A la Libération, plus d’une centaine d’associations d’ « anciens » des maquis se créent et sont à l’origine d'une politique du souvenir élaborée selon plusieurs axes :

- La préservation des tombes de maquisards regroupées au sein de cimetières (ex : 96 tombes à Saint-Nizier-du-Moucherotte en Isère, 105 tombes à Morette en Haute-Savoie).La gestion associative de ces cimetières est un fait unique car depuis 1919, c’est le ministère des Anciens Combattants qui crée et gère les tombes des combattants morts pour la France. Cela « met en relief la répugnance de l’Etat à assimiler les résistants aux soldats en uniforme » et explique pourquoi plus de 95% des corps de maquisards ont été restitués à leurs familles.

- L'érection de stèles en hommage aux morts des maquis remplace donc souvent la tombe en tant que lieu de souvenir : les plus nombreuses sont érigées à l’endroit même où le maquisard a trouvé la mort, d’autres sur le site du maquis célébré : simples pierres ou murs avec inscription des noms des maquisards morts, elles sont parfois ornées de sculptures (ex : celui de Cerdon dans l’Ain).

- L'érection de lieux de mémoire en souvenir de l’histoire du maquis : les lieux de mémoire évoquant la vie des maquis sont peu nombreux et tardifs. A partir des années 60, des stèles sont érigées sur les lieux du maquis: elles évoquent leur création, la lutte armée, les parachutages et l'aide de la population locale, parfois victimes des représailles allemandes.(ex: plaques déposées à Morette).

- L’érection de mémoriaux : au sein de cette « véritable politique du souvenir » mise en place par les associations, le mémorial manifeste la volonté de faire la synthèse de l’histoire du maquis. (Ex : réalisation de bas-relief racontant une véritable histoire comme à Mussy-Grancey dans l’Aube ou à Ambléon dans l’Ain).

En 1973, lors de l’inauguration du Mémorial des Glières, André Malraux évoque un Monument national de la Résistance.

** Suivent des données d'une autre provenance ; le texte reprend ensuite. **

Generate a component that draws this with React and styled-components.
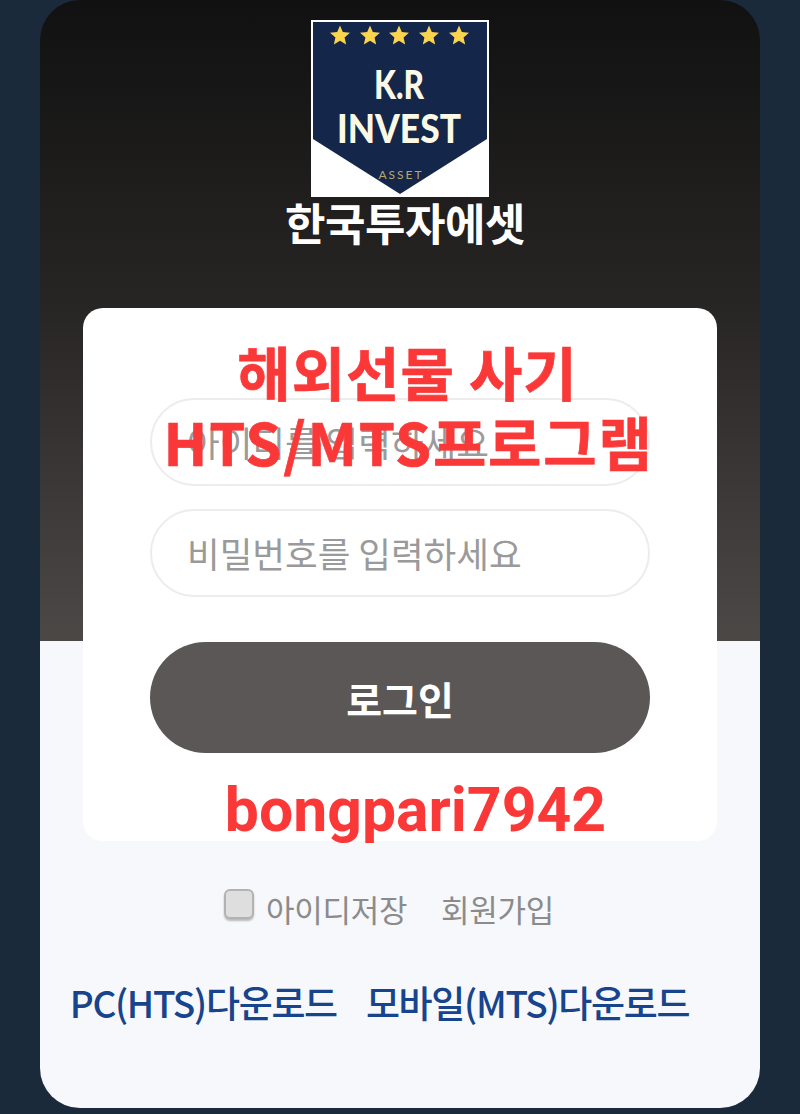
import styled, { createGlobalStyle } from "styled-components";

const KO = `"Noto Sans CJK KR", "Noto Sans", Roboto, sans-serif`;

const Global = createGlobalStyle`
  html, body { margin: 0; padding: 0; background: #1a2a3b; }
`;

const Page = styled.div`
  width: 800px;
  height: 1114px;
  padding: 0 40px;
  box-sizing: border-box;
  overflow: hidden;
  background: #1a2a3b;
  font-family: ${KO};
`;

const Frame = styled.div`
  height: 1108px;
  border-radius: 40px;
  overflow: hidden;
  display: flex;
  flex-direction: column;
  align-items: center;
  background: linear-gradient(#111 0, #272524 300px, #4b4846 641px, #f6f8fb 641px);
`;

const Logo = styled.svg`
  display: block;
  margin-top: 20px;
  width: 178px;
  height: 177px;
  flex: none;
`;

const Brand = styled.h1`
  margin: -2px 0 2px 10px;
  height: 54px;
  line-height: 54px;
  font-size: 44px;
  font-weight: 700;
  letter-spacing: -0.5px;
  color: #fff;
`;

const Card = styled.div`
  position: relative;
  margin-top: 57px;
  width: 634px;
  height: 533px;
  box-sizing: border-box;
  padding: 90px 67px 0;
  background: #fff;
  border-radius: 20px;
`;

const Field = styled.div`
  height: 88px;
  box-sizing: border-box;
  margin-bottom: 23px;
  padding-left: 35px;
  border: 2px solid #ececec;
  border-radius: 44px;
  font-size: 35.5px;
  line-height: 84px;
  color: #9a9a9a;
`;

const LoginButton = styled.button`
  display: block;
  width: 100%;
  height: 111px;
  margin-top: 45px;
  border: 0;
  border-radius: 56px;
  background: #5b5756;
  color: #fff;
  font-family: ${KO};
  font-size: 39px;
  font-weight: 700;
`;

const Notice = styled.div`
  position: absolute;
  left: 0;
  right: 0;
  top: ${(p) => p.$top}px;
  padding-left: ${(p) => p.$shift || 0}px;
  text-align: center;
  font-family: ${(p) => (p.$latin ? `Roboto, sans-serif` : KO)};
  font-size: ${(p) => p.$size}px;
  line-height: 70px;
  font-weight: 700;
  letter-spacing: ${(p) => p.$spacing || 0}px;
  -webkit-text-stroke: ${(p) => (p.$latin ? 0 : 0.7)}px #fb3838;
  white-space: nowrap;
  color: #fb3838;
`;

const Options = styled.div`
  display: flex;
  align-items: center;
  margin: 40px 22px 0 0;
  height: 54px;
  font-size: 31px;
  letter-spacing: -0.3px;
  color: #8b8b8b;
`;

const Check = styled.span`
  width: 30px;
  height: 30px;
  margin: -8px 12px 0 0;
  box-sizing: border-box;
  border: 2px solid #b3b3b3;
  border-radius: 6px;
  background: #dedede;
  box-shadow: 0 2px 2px rgba(0, 0, 0, 0.25);
`;

const OptionLink = styled.span`
  margin-left: ${(p) => p.$gap || 0}px;
`;

const Downloads = styled.div`
  display: flex;
  gap: 29px;
  margin: 42px 41px 0 0;
  font-size: 37px;
  font-weight: 500;
  letter-spacing: -1.3px;
  line-height: 50px;
  white-space: nowrap;
  color: #17448c;
`;

const StarShape = ({ x }) => {
  const pts = [];
  for (let i = 0; i < 10; i++) {
    const r = i % 2 ? 4.8 : 10.5;
    const a = (Math.PI / 5) * i - Math.PI / 2;
    pts.push(`${x + r * Math.cos(a)},${16 + r * Math.sin(a)}`);
  }
  return <polygon points={pts.join(" ")} fill="#fbd44e" />;
};

const LogoMark = () => (
  <Logo viewBox="0 0 178 177">
    <rect width="178" height="177" fill="#fff" />
    <polygon points="2,2 176,2 176,119 89,174 2,119" fill="#14264a" />
    {[29, 59, 88, 118, 148].map((x) => (
      <StarShape key={x} x={x} />
    ))}
    <text x="88" y="79" textAnchor="middle" textLength="50" lengthAdjust="spacingAndGlyphs" fontFamily="Lato, sans-serif" fontWeight="900" fontSize="39" fill="#fbf8e6">
      K.R
    </text>
    <text x="88" y="123" textAnchor="middle" textLength="124" lengthAdjust="spacingAndGlyphs" fontFamily="Lato, sans-serif" fontWeight="900" fontSize="39" fill="#fbf8e6">
      INVEST
    </text>
    <text x="89" y="159" textAnchor="middle" textLength="43" fontFamily="Lato, sans-serif" fontSize="12" fill="#b9a76c">
      ASSET
    </text>
  </Logo>
);

export default function App() {
  return (
    <Page>
      <Global />
      <Frame>
        <LogoMark />
        <Brand>한국투자에셋</Brand>
        <Card>
          <Field>아이디를 입력하세요</Field>
          <Field>비밀번호를 입력하세요</Field>
          <LoginButton>로그인</LoginButton>
          <Notice $top={28} $size={58} $spacing={1} $shift={15}>해외선물 사기</Notice>
          <Notice $top={98} $size={58} $spacing={1.8} $shift={17}>HTS/MTS프로그램</Notice>
          <Notice $top={468} $size={60.7} $latin $shift={31}>bongpari7942</Notice>
        </Card>
        <Options>
          <Check />
          아이디저장
          <OptionLink $gap={34}>회원가입</OptionLink>
        </Options>
        <Downloads>
          <span>PC(HTS)다운로드</span>
          <span>모바일(MTS)다운로드</span>
        </Downloads>
      </Frame>
    </Page>
  );
}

Cette terminologie illustre un mouvement plus général , qui donne au maquis une valeur quasi mystique. A l’image des autres lieux du souvenir de la Résistance, les lieux de souvenir des maquis sont des « instruments privilégiés de lecture de l’histoire de la mémoire, donnant à voir à l’historien la migration des représentations ou leur polysémie. » (S. Barcellini; A.Wieviorka)

Source(s) :

 Serge Barcellini et Annette Wieviorka,« Lieux du souvenir des maquis », in François Marcot (dir), La Résistance et le Français. Lutte armée et Maquis. Actes du colloque international de Besançon (15-17 juin 1995).